Aussi et en l’absence de médias neutres et expérimentés, prenons toute la société civile à témoin et exigeons une totale transparence des travaux de l’Assemblée par une retransmission directe à la télévision. Cette société civile, qui a déjà fait ses preuves, saura apporter le soutien nécessaire à nos élus chaque fois qu’ils en auront besoin.
Si nous assurons cette première étape, et quel que soit celui qui arrivera ultérieurement au pouvoir, tout citoyen n’aura plus jamais aucune raison de s’inquiéter pour sa citoyenneté, ses droits et ses libertés.
En second lieu, servons notre pays. Aujourd’hui servir notre pays ne se limite point à gouverner en coupant avec les méthodes du passé. Il ne s’agit là que d’une alternance au pouvoir. Une alternance nécessaire mais loin d’être suffisante pour garantir une démocratie.
Servir notre pays aujourd’hui veut dire participer à la création d’un nouveau contrepouvoir politique. Un contrepouvoir démocratiquement constitué, suffisamment fort et bien organisé pour être l’alternative nécessaire apte à assurer une alternance tout en étant capable de stopper et de contenir toute dérive et tout débordement du pouvoir en place.
Nous savons à ce jour quel est le vrai poids et le vrai potentiel de chaque parti, et nous avons eu l’occasion d’évaluer le prix de l’éparpillement. Avec 63% des Tunisiens non représentés, il est évident qu’il reste une belle marge de manœuvre à explorer.
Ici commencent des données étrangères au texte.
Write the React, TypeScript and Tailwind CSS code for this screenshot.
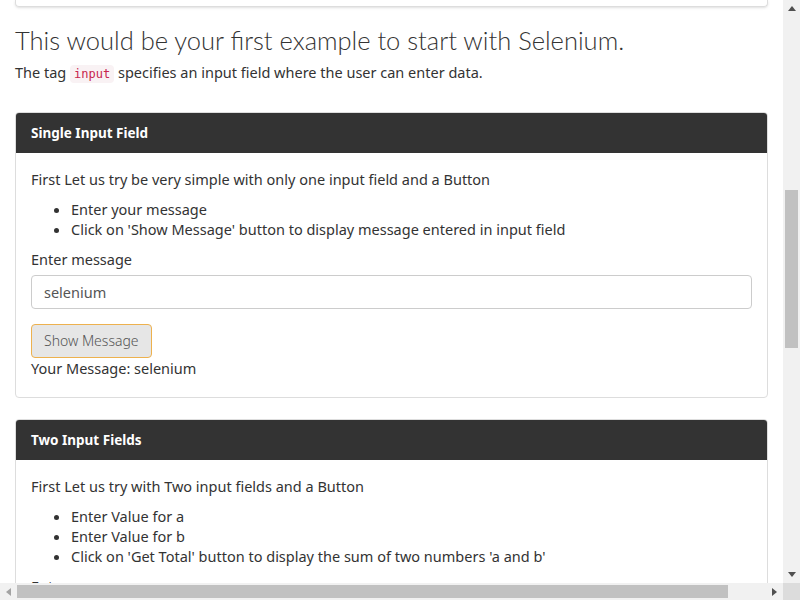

Sans perdre plus de temps, imaginons les meilleures stratégies possibles qui permettent de regrouper les énergies, les compétences et les expériences afin de consolider nos capacités et d’étendre nos bases pour mieux défendre notre projet de société.
Que les personnalités et les têtes de listes indépendantes rejoignent les partis de leur choix. Qu’un bureau politique constitué d’un ou de deux membres élus de chaque parti ou association qui désirent se joindre à une toute nouvelle entité politique, soit le point de départ d’une nouvelle sorte de coalition qui donnerait un nouvel élan et bien plus de consistance à toutes nos démarches et nos actions. Ensemble soyons la nouvelle minorité active!